Thursday, January 9, 2014
Unfortunately, our group felt that this book had been written by someone only slightly older, largely due to the clumsy narrative. Much of the actual language, I felt, was not that bad, but the story and characters are a bit of a jumble, making you feel the author neglected to read the earlier installments as he was writing the next one.
The main issue though -- is man better off coddled and protected from his own worst instincts or is individual freedom preferable even though it leads to unhappy and perhaps even fatal choices -- came through in spite of the writer's shortcomings. To my surprise, there were actually some in our group who thought maybe that Clay Forester at the end of the book, programmed now to accept the humanoids guarding him from actions that might make him unhappy, was indeed better off.
At least it shows the allure of that promise and explains the appeal of Frank Ironsmith, the character who from the beginning embraced the "salvation" brought by the humanoids.

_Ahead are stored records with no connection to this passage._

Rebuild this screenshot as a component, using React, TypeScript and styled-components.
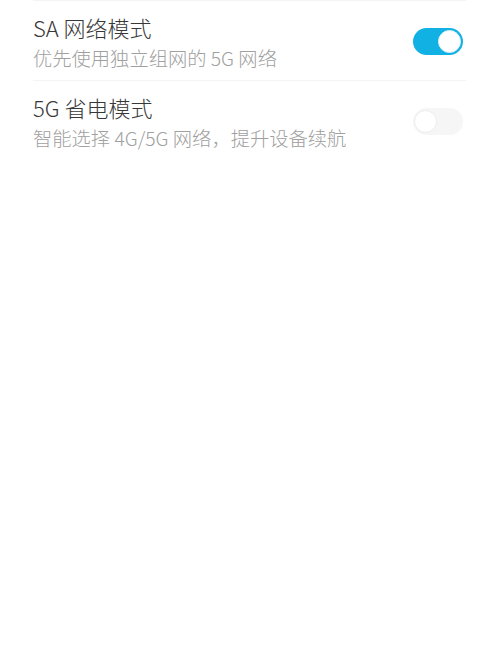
import styled, { createGlobalStyle } from "styled-components";
import { useState } from "react";

const GlobalStyle = createGlobalStyle`
    body{
        margin:0;
        background:#ffffff;
        font-family:"Noto Sans CJK SC","Noto Sans",sans-serif;
    }
`;

const List = styled.div`
    display:flex;
    flex-direction:column;
    padding:0 34px 0 33px;
`;

const Row = styled.div`
    display:flex;
    align-items:center;
    justify-content:space-between;
    height:80px;
    box-sizing:border-box;
    border-top:1px solid #f4f4f4;
`;

const Texts = styled.div`
    display:flex;
    flex-direction:column;
    gap:3px;
    margin-top:1px;
`;

const Title = styled.span`
    font-size:22px;
    line-height:30px;
    font-weight:300;
    color:#383838;
`;

const Desc = styled.span`
    font-size:19.3px;
    line-height:26px;
    font-weight:300;
    color:#a0a0a0;
`;

const Track = styled.button<{ $on: boolean }>`
    position:relative;
    width:50px;
    height:27px;
    border:none;
    padding:0;
    margin-right:3px;
    border-radius:14px;
    background:${p => p.$on ? "#12b1e3" : "#f6f6f6"};
    cursor:pointer;
    flex-shrink:0;
    margin-top:2px;
`;

const Knob = styled.span<{ $on: boolean }>`
    position:absolute;
    top:2px;
    left:${p => p.$on ? "25px" : "1px"};
    width:23px;
    height:23px;
    box-sizing:border-box;
    border-radius:50%;
    background:#ffffff;
    border:1px solid ${p => p.$on ? "#d8f0f8" : "#ececec"};
`;

interface Item {
    id: number;
    title: string;
    desc: string;
    on: boolean;
}

const initial: Item[] = [
    { id: 1, title: "SA 网络模式", desc: "优先使用独立组网的 5G 网络", on: true },
    { id: 2, title: "5G 省电模式", desc: "智能选择 4G/5G 网络，提升设备续航", on: false },
];

function App() {
    const [items, setItems] = useState(initial);
    const toggle = (id: number) => {
        setItems(old => old.map(a => a.id === id ? { ...a, on: !a.on } : a));
    };
    return (
        <>
            <GlobalStyle />
            <List>
                {items.map(a => (
                    <Row key={a.id}>
                        <Texts>
                            <Title>{a.title}</Title>
                            <Desc>{a.desc}</Desc>
                        </Texts>
                        <Track $on={a.on} onClick={() => toggle(a.id)}>
                            <Knob $on={a.on} />
                        </Track>
                    </Row>
                ))}
            </List>
        </>
    );
}

export default App;
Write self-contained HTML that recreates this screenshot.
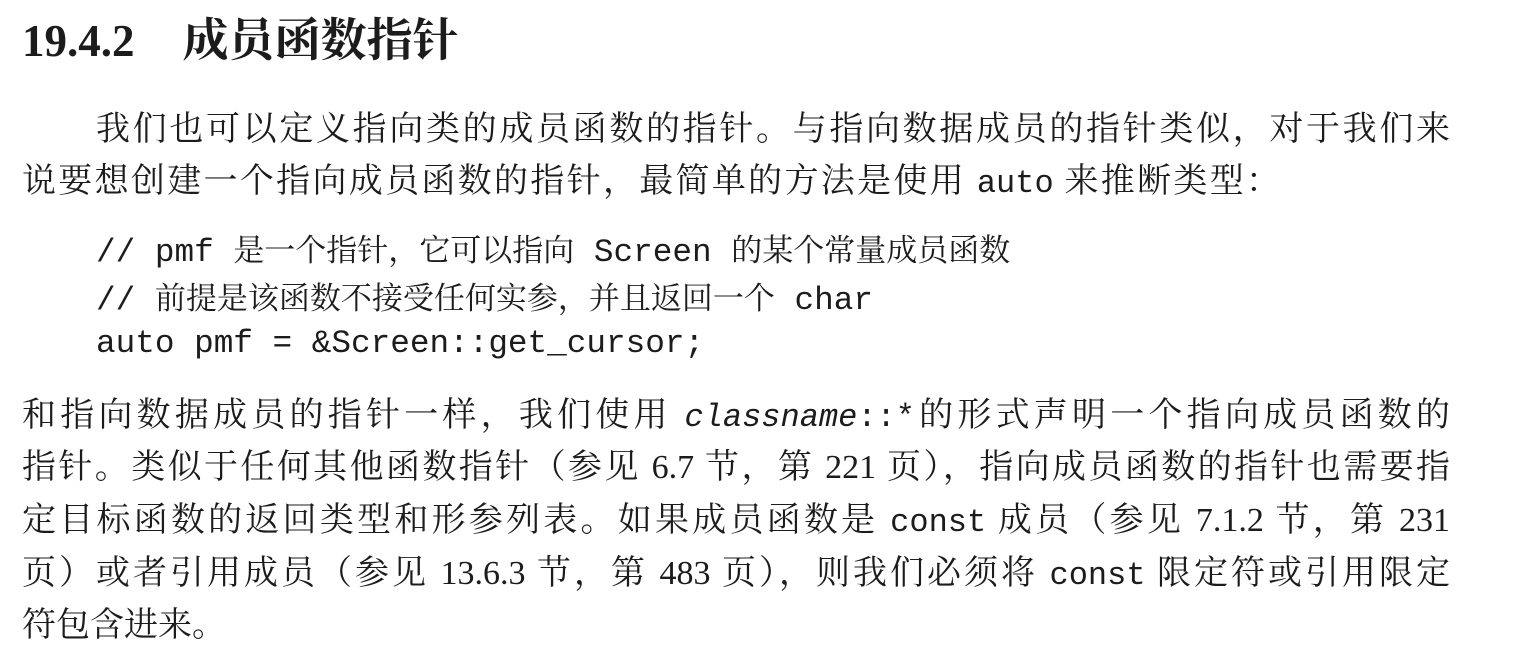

For myself, however, and I would have thought for anyone who cherishes free will and individuality, Forester's long resistance to the stifling solicitude of the robots is the more natural reaction.
The group discussed science fiction, robots and Asimov's three laws, and paraphysical phenomena (which plays a subordinate role in the novel). Again to my surprise no one but myself seemed to believe that telepathy, telekinesis or teleportation was really possible, saying there was no evidence that the human mind was capable of such feats.
Who needs evidence when you have imagination?